- Born: 8 January 1923 Hyderabad, India
- Died: 4 January 1998 (aged 74) Atlanta, United States
- Education: Osmania University, India
- Awards: Pride of Performance Award by the President of Pakistan (1962)
- Scientific career
- Fields: Biology and zoology
- Workplaces: Osmania University, India Karachi University, Pakistan Sindh University, Pakistan Quaid-e-Azam University, Pakistan Allama Iqbal Open University, Pakistan East-West University, United States

= Ahmed Mohiuddin =

Pakistani scientist

Ahmed Mohiuddin (Urdu: احمد محی الدین) (8 January 1923 - 4 January 1998) was a Pakistani scientist, scholar, and researcher.

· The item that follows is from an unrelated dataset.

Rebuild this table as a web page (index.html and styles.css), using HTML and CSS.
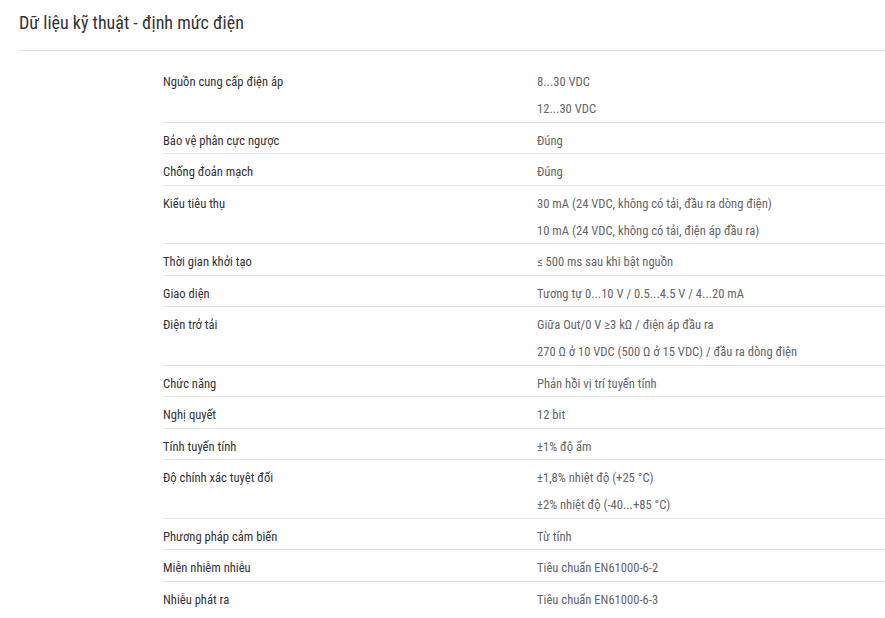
FILE: index.html
```html
<!DOCTYPE html>
<html lang="vi">
<head>
<meta charset="utf-8">
<title>Dữ liệu kỹ thuật</title>
<link rel="stylesheet" href="styles.css">
</head>
<body>
<div class="section">
  <h2 class="title">Dữ liệu kỹ thuật - định mức điện</h2>
  <div class="specs">
    <div class="row"><div class="label">Nguồn cung cấp điện áp</div><div class="values"><div class="v">8...30 VDC</div><div class="v">12...30 VDC</div></div></div>
    <div class="row"><div class="label">Bảo vệ phân cực ngược</div><div class="values"><div class="v">Đúng</div></div></div>
    <div class="row"><div class="label">Chống đoản mạch</div><div class="values"><div class="v">Đúng</div></div></div>
    <div class="row"><div class="label">Kiểu tiêu thụ</div><div class="values"><div class="v">30 mA (24 VDC, không có tải, đầu ra dòng điện)</div><div class="v">10 mA (24 VDC, không có tải, điện áp đầu ra)</div></div></div>
    <div class="row"><div class="label">Thời gian khởi tạo</div><div class="values"><div class="v">≤ 500 ms sau khi bật nguồn</div></div></div>
    <div class="row"><div class="label">Giao diện</div><div class="values"><div class="v">Tương tự 0...10 V / 0.5...4.5 V / 4...20 mA</div></div></div>
    <div class="row"><div class="label">Điện trở tải</div><div class="values"><div class="v">Giữa Out/0 V ≥3 kΩ / điện áp đầu ra</div><div class="v">270 Ω ở 10 VDC (500 Ω ở 15 VDC) / đầu ra dòng điện</div></div></div>
    <div class="row"><div class="label">Chức năng</div><div class="values"><div class="v">Phản hồi vị trí tuyến tính</div></div></div>
    <div class="row"><div class="label">Nghị quyết</div><div class="values"><div class="v">12 bit</div></div></div>
    <div class="row"><div class="label">Tính tuyến tính</div><div class="values"><div class="v">±1% độ ẩm</div></div></div>
    <div class="row"><div class="label">Độ chính xác tuyệt đối</div><div class="values"><div class="v">±1,8% nhiệt độ (+25 °C)</div><div class="v">±2% nhiệt độ (-40...+85 °C)</div></div></div>
    <div class="row"><div class="label">Phương pháp cảm biến</div><div class="values"><div class="v">Từ tính</div></div></div>
    <div class="row"><div class="label">Miễn nhiễm nhiễu</div><div class="values"><div class="v">Tiêu chuẩn EN61000-6-2</div></div></div>
    <div class="row"><div class="label">Nhiễu phát ra</div><div class="values"><div class="v">Tiêu chuẩn EN61000-6-3</div></div></div>
  </div>
</div>
</body>
</html>
```
FILE: styles.css
```css
html, body {
  margin: 0;
  padding: 0;
  background: #fff;
}
body {
  font-family: "Roboto Condensed", Roboto, "Noto Sans", sans-serif;
  font-stretch: 87.5%;
  color: #333;
}
.section {
  padding-left: 19px;
}
.title {
  margin: 0;
  font-size: 18px;
  font-weight: 400;
  line-height: 24px;
  padding-top: 11px;
  padding-bottom: 15px;
  border-bottom: 1px solid #e3e3e3;
  color: #333;
}
.specs {
  margin-left: 144px;
  margin-top: 13px;
}
.row {
  display: flex;
  padding: 8px 0 2.5px;
  font-size: 12.6px;
  line-height: 20px;
}
.row + .row {
  border-top: 1px solid #e3e3e3;
}
.label {
  width: 374px;
  flex: none;
  color: #333;
}
.values {
  color: #666;
}
.v + .v {
  margin-top: 7px;
}
```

==Early life and education==
Ahmed Mohiuddin was born in Hyderabad, British India, where he received his early education. He obtained his MSc (Biology) from Osmania University in 1945 with distinction. In 1945 he was awarded a PhD scholarship by the government of Hyderabad. He did a PhD in Zoology in 1948 from the University of London. He returned to Hyderabad in 1948 and joined Osmania University as an associate professor.

==Career==
Mohiuddin migrated to Pakistan in November 1948 and joined the Malaria Institute of Pakistan until 1952. From 1953 to 1960, he served at the Karachi University. Later he was transferred to Sindh University, Jamshoro as chairman of the Zoology Department. In 1978, Mohiuddin joined Quaid-e-Azam University as Vice Chancellor and later became Vice Chancellor of Allama Iqbal Open University in Islamabad, Pakistan. From 1986 to 1988, he served at the East-West University, Chicago.

Mohiuddin was the founder of the Pakistan Zoological Society. He was awarded a fellowship from Pakistan Academy of Sciences and Royal Society of Tropical Medicine.

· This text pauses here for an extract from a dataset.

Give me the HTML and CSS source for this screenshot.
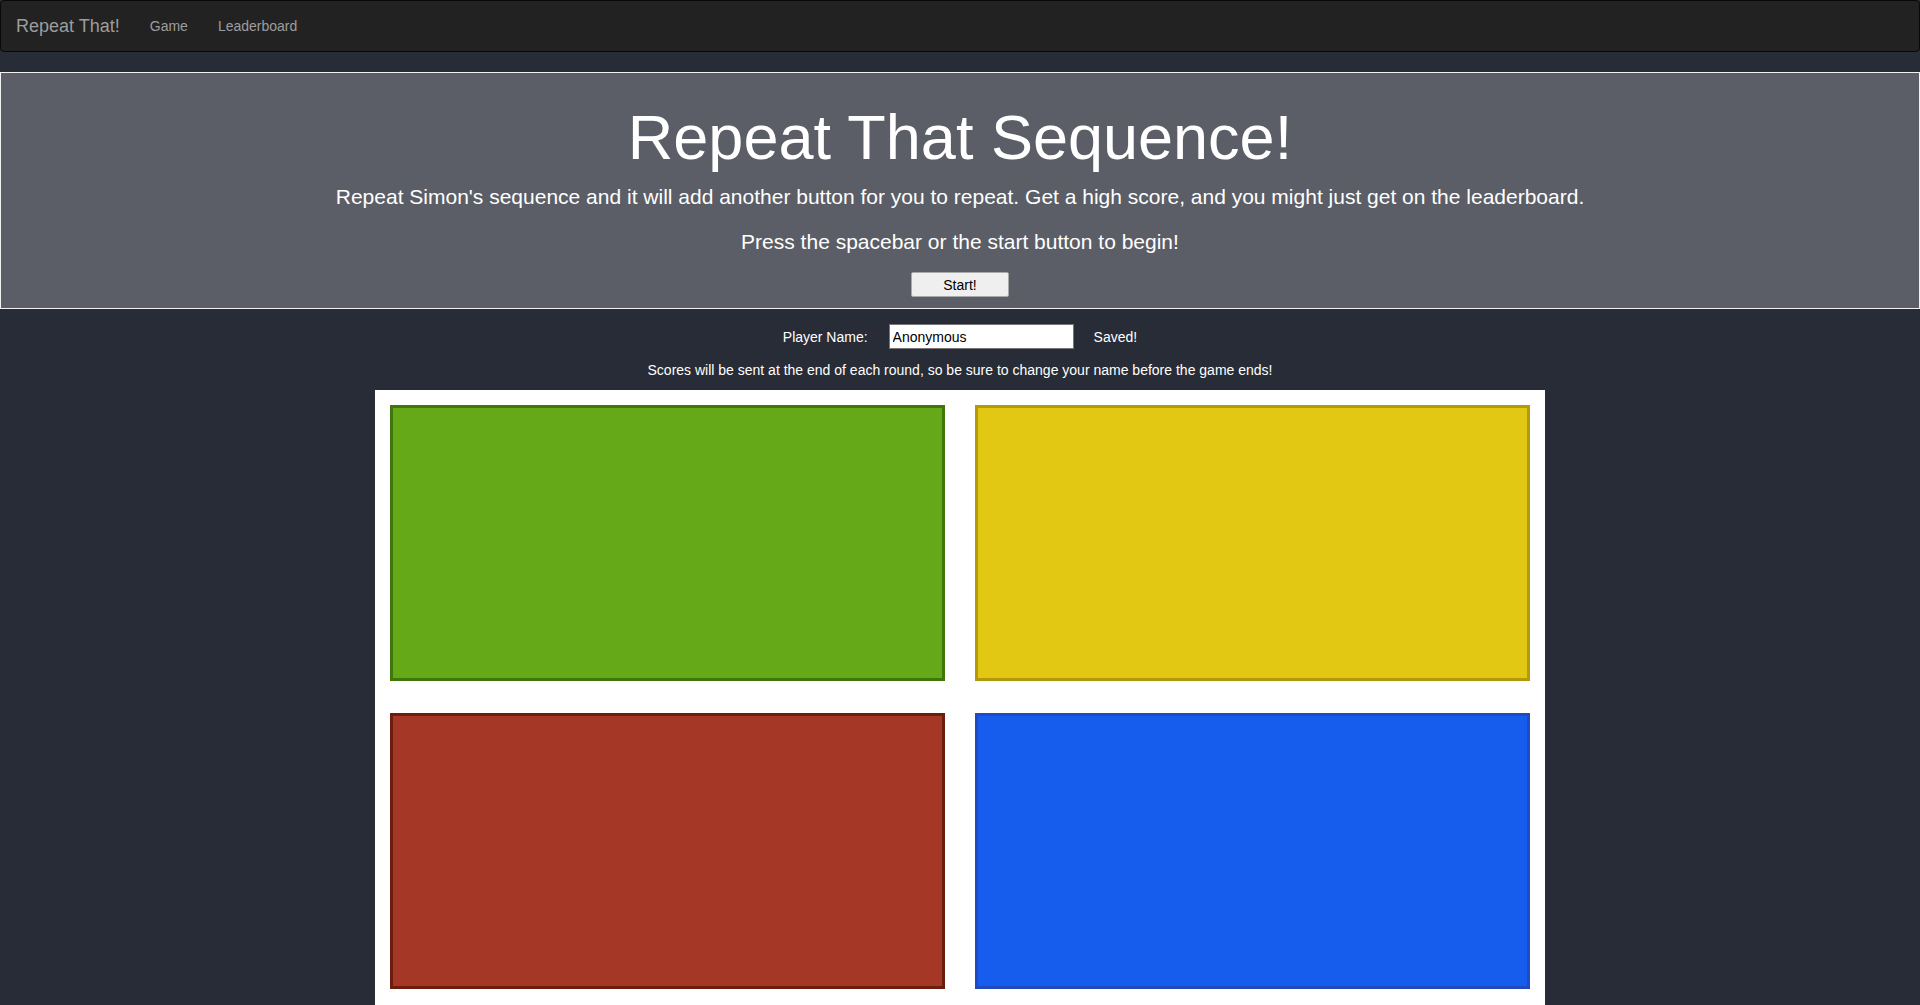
FILE: index.html
```html
<!DOCTYPE html>
<html lang="en">
<head>
<meta charset="utf-8">
<title>Repeat That!</title>
<link rel="stylesheet" href="styles.css">
</head>
<body>
<nav class="navbar">
  <a class="brand" href="#">Repeat That!</a>
  <a class="nav-link" href="#">Game</a>
  <a class="nav-link" href="#">Leaderboard</a>
</nav>
<section class="jumbotron">
  <h1 class="title">Repeat That Sequence!</h1>
  <p class="lead">Repeat Simon's sequence and it will add another button for you to repeat. Get a high score, and you might just get on the leaderboard.</p>
  <p class="lead">Press the spacebar or the start button to begin!</p>
  <button class="start-btn" type="button">Start!</button>
</section>
<div class="player-row">
  <label class="player-label" for="name">Player Name:</label>
  <input class="player-input" id="name" type="text" value="Anonymous">
  <span class="saved">Saved!</span>
</div>
<p class="notice">Scores will be sent at the end of each round, so be sure to change your name before the game ends!</p>
<main class="board">
  <div class="pad pad-green"></div>
  <div class="pad pad-yellow"></div>
  <div class="pad pad-red"></div>
  <div class="pad pad-blue"></div>
</main>
</body>
</html>
```

FILE: styles.css
```css
html, body {
  margin: 0;
  padding: 0;
}
body {
  background: #282c36;
  font-family: "Liberation Sans", Arial, sans-serif;
  font-size: 14px;
  line-height: 20px;
  color: #ffffff;
}
.navbar {
  display: flex;
  align-items: center;
  height: 50px;
  background: #222222;
  border: 1px solid #080808;
  border-radius: 4px;
  margin-bottom: 20px;
}
.brand {
  font-size: 18px;
  line-height: 20px;
  padding: 15px;
  color: #9d9d9d;
  text-decoration: none;
}
.nav-link {
  font-size: 14px;
  line-height: 20px;
  padding: 15px;
  color: #9d9d9d;
  text-decoration: none;
}
.jumbotron {
  background: #5b5e66;
  border: 1px solid #f2f2f2;
  padding: 30px 15px 11px;
  text-align: center;
}
.title {
  font-size: 63px;
  line-height: 1.1;
  font-weight: 400;
  margin: 0 0 10px;
}
.lead {
  font-size: 21px;
  line-height: 30px;
  margin: 0 0 15px;
}
.start-btn {
  width: 98px;
  height: 25px;
  background: #efefef;
  border: 1px solid #a9a9a9;
  border-radius: 2px;
  font-family: "Liberation Sans", Arial, sans-serif;
  font-size: 14px;
  color: #000;
  padding: 0;
  vertical-align: top;
}
.player-row {
  display: flex;
  justify-content: center;
  align-items: center;
  margin-top: 15px;
  height: 25px;
}
.player-label {
  margin-right: 21px;
}
.player-input {
  box-sizing: border-box;
  width: 185px;
  height: 25px;
  border: 1px solid #767676;
  padding: 1px 3px;
  font-family: "Liberation Sans", Arial, sans-serif;
  font-size: 14px;
  color: #000;
  margin-right: 20px;
}
.notice {
  margin: 11px 0 10px;
  text-align: center;
  font-size: 14px;
  line-height: 20px;
}
.board {
  width: 1170px;
  margin: 0 auto;
  background: #ffffff;
  box-sizing: border-box;
  padding: 15px 15px 16px;
  display: grid;
  grid-template-columns: 555px 555px;
  column-gap: 30px;
  row-gap: 32px;
}
.pad {
  box-sizing: border-box;
  height: 276px;
  border: 3px solid;
}
.pad-green { background: #65a818; border-color: #3f780a; }
.pad-yellow { background: #e2c812; border-color: #b39a0c; }
.pad-red { background: #a53727; border-color: #6c1d0c; }
.pad-blue { background: #165ced; border-color: #2049c2; }
```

Mohiuddin was a highly cited biologist and zoologist in Pakistan.

Nationally and internationally, 37 of his books have been published on science and research.

==Awards and recognition==
- Pride of Performance Award by the President of Pakistan in 1962

==Death and legacy==
Ahmed Mohiuddin died in Atlanta, US on 4 January 1998 at age 74.

In recognition of his services to the field of zoology, Zoological Society of Pakistan created the Ahmed Mohiuddin Memorial Gold Medal for talented students awarded nationally in Pakistan.